To disable the Lock pages in memory option for SQL Server, remove the Lock pages in memory user right for the account with privileges to run
sqlservr.exe (the SQL Server startup account) startup account.
Using LPIM doesn't affect SQL Server dynamic memory management, allowing it to expand or shrink at the request of other memory clerks. When using the Lock pages in memory user right, it is strongly recommended to set an upper limit for max server memory (MB). For more information, see max server memory (MB).
LPIM should be used when there are signs that the
sqlservr process is being paged out. In this case, error 17890 will be reported in the Errorlog, resembling the below example:
A significant part of sql server process memory has been paged out. This may result in a performance degradation. Duration: #### seconds. Working set (KB): ####, committed (KB): ####, memory utilization: ##%.
Using LPIM with an incorrectly configured max server memory (MB) setting that does not account for other memory consumers in the system may cause instability, depending on the amount of memory required by other processes, or SQL Server memory requirements outside the scope of max server memory (MB).
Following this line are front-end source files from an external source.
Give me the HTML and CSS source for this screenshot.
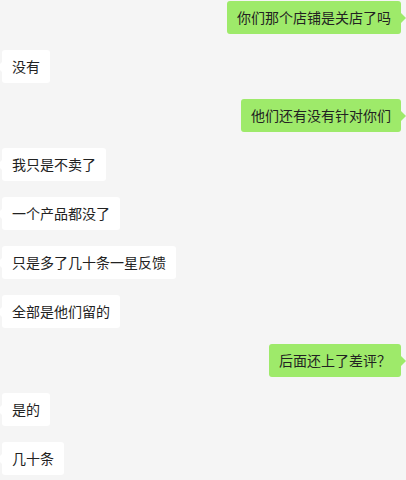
FILE: index.html
```html
<!DOCTYPE html>
<html lang="zh-CN">
<head>
    <meta charset="UTF-8">
    <meta name="viewport" content="width=device-width, initial-scale=1.0">
    <title>聊天记录</title>
    <link rel="stylesheet" href="styles.css">
</head>
<body>

    <!-- 聊天记录 -->
    <div class="chat">
        <div class="msg me"><div class="bubble">你们那个店铺是关店了吗</div></div>
        <div class="msg other"><div class="bubble">没有</div></div>
        <div class="msg me"><div class="bubble">他们还有没有针对你们</div></div>
        <div class="msg other"><div class="bubble">我只是不卖了</div></div>
        <div class="msg other"><div class="bubble">一个产品都没了</div></div>
        <div class="msg other"><div class="bubble">只是多了几十条一星反馈</div></div>
        <div class="msg other"><div class="bubble">全部是他们留的</div></div>
        <div class="msg me"><div class="bubble">后面还上了差评？</div></div>
        <div class="msg other"><div class="bubble">是的</div></div>
        <div class="msg other"><div class="bubble">几十条</div></div>
    </div>

</body>
</html>
```

FILE: styles.css
```css
body {
    margin: 0;
    background-color: #f5f5f5;
    font-family: "Noto Sans CJK SC", "Noto Sans", sans-serif;
    font-size: 14px;
    color: #222;
}
.chat {
    display: flex;
    flex-direction: column;
    gap: 16px;
    padding: 1px 5px 0 2px;
}
.msg {
    display: flex;
}
.msg.me {
    justify-content: flex-end;
}
.bubble {
    position: relative;
    padding: 7px 10px;
    line-height: 19px;
    border-radius: 3px;
    background-color: #fff;
    white-space: nowrap;
}
.me .bubble {
    background-color: #9eea6a;
}
.bubble::after {
    content: "";
    position: absolute;
    top: 12px;
    border-top: 5px solid transparent;
    border-bottom: 5px solid transparent;
}
.me .bubble::after {
    right: -5px;
    border-left: 5px solid #9eea6a;
}
.other .bubble::after {
    left: -5px;
    border-right: 5px solid #fff;
}
```
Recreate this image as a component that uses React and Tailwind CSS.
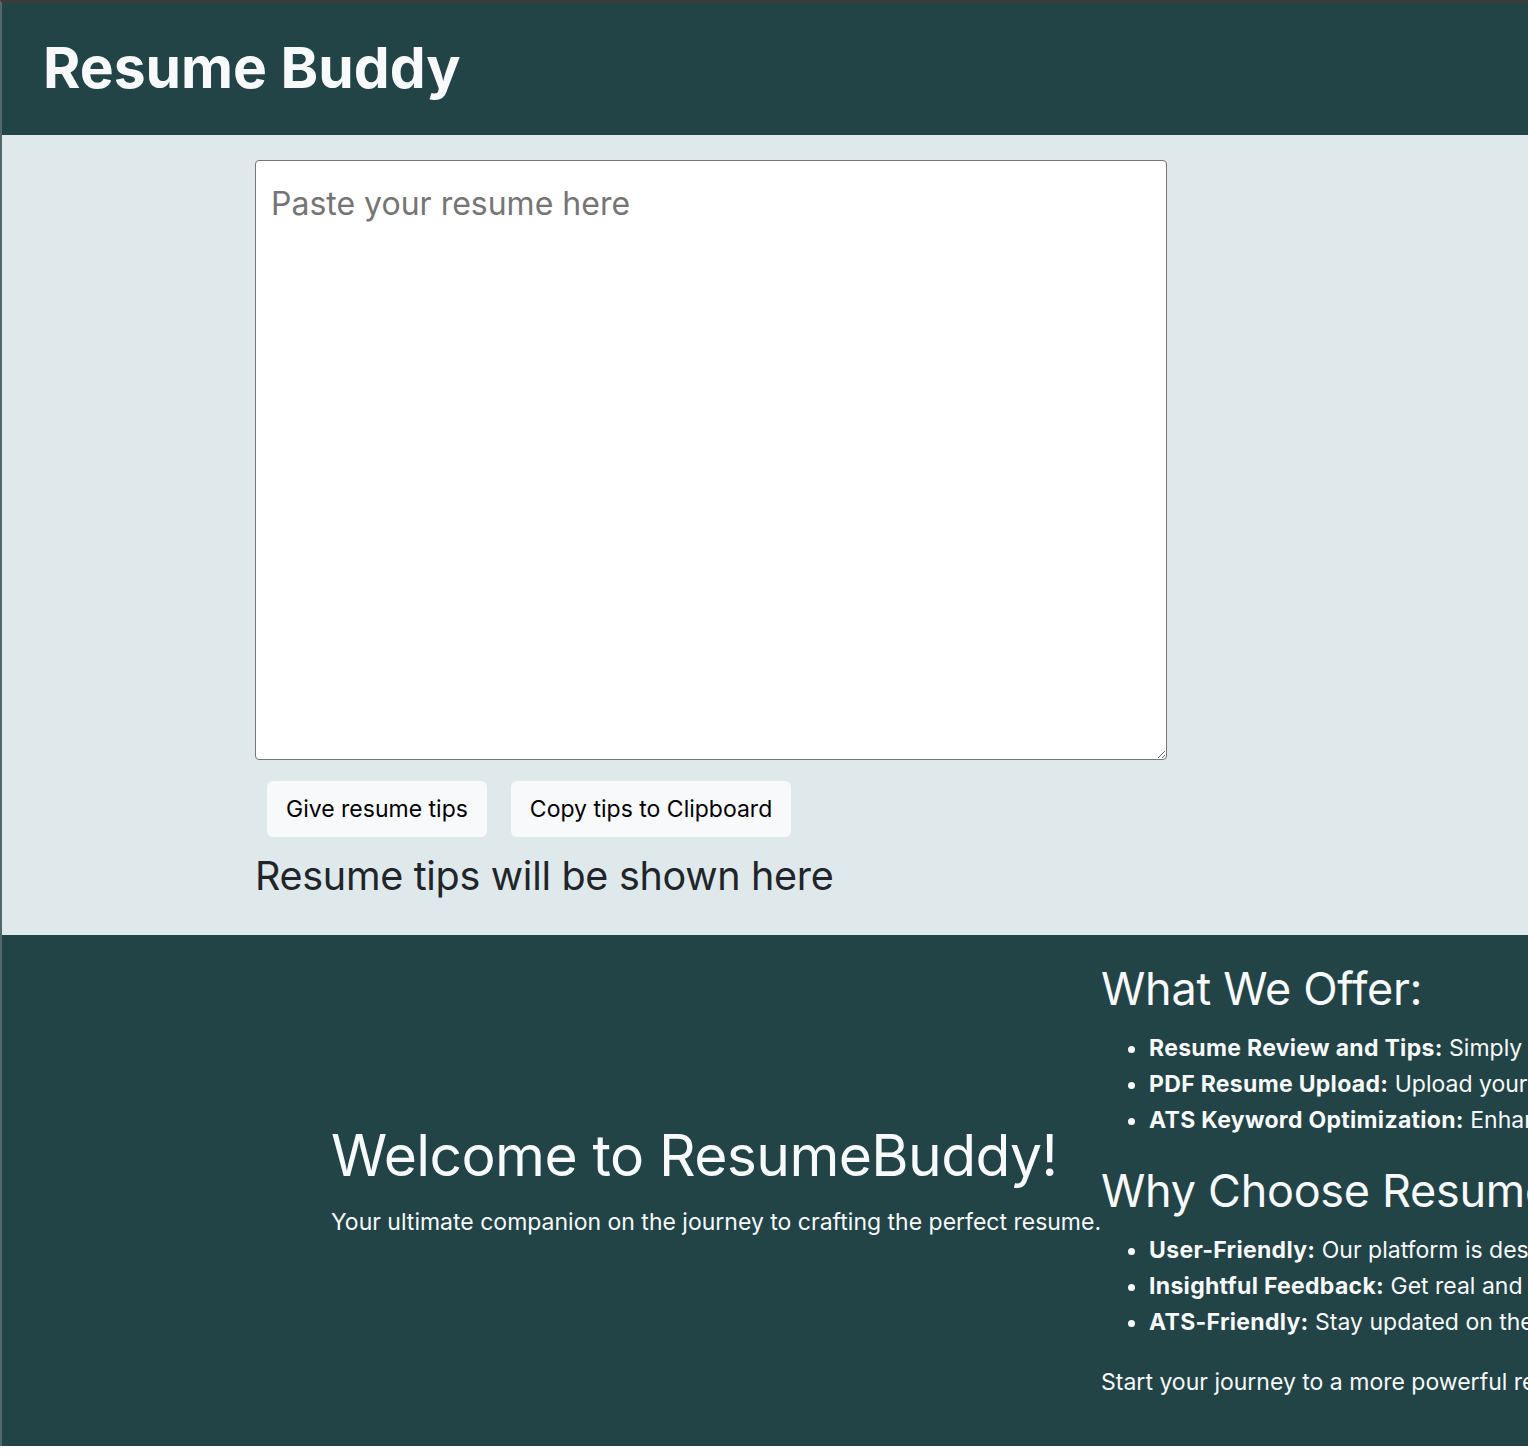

For more information, see max server memory. If the Lock pages in memory (LPIM) privilege is granted (on 32-bit or 64-bit systems), we strongly recommend that you set max server memory (MB) to a specific value, rather than leaving the default of 2,147,483,647 megabytes (MB).
Starting with SQL Server 2012 (11.x), trace flag 845 is not needed for Standard Edition to use Locked Pages.
Enable Lock pages in memory
After considering the previous information, to enable the Lock pages in memory option by granting the privilege to the service account for the instance of SQL Server, see Enable the Lock pages in memory Option (Windows).
To determine the service account for the instance of SQL Server, refer to the SQL Server Configuration Manager or query the
sys.dm_server_services. For more information, see sys.dm_server_services (Transact-SQL).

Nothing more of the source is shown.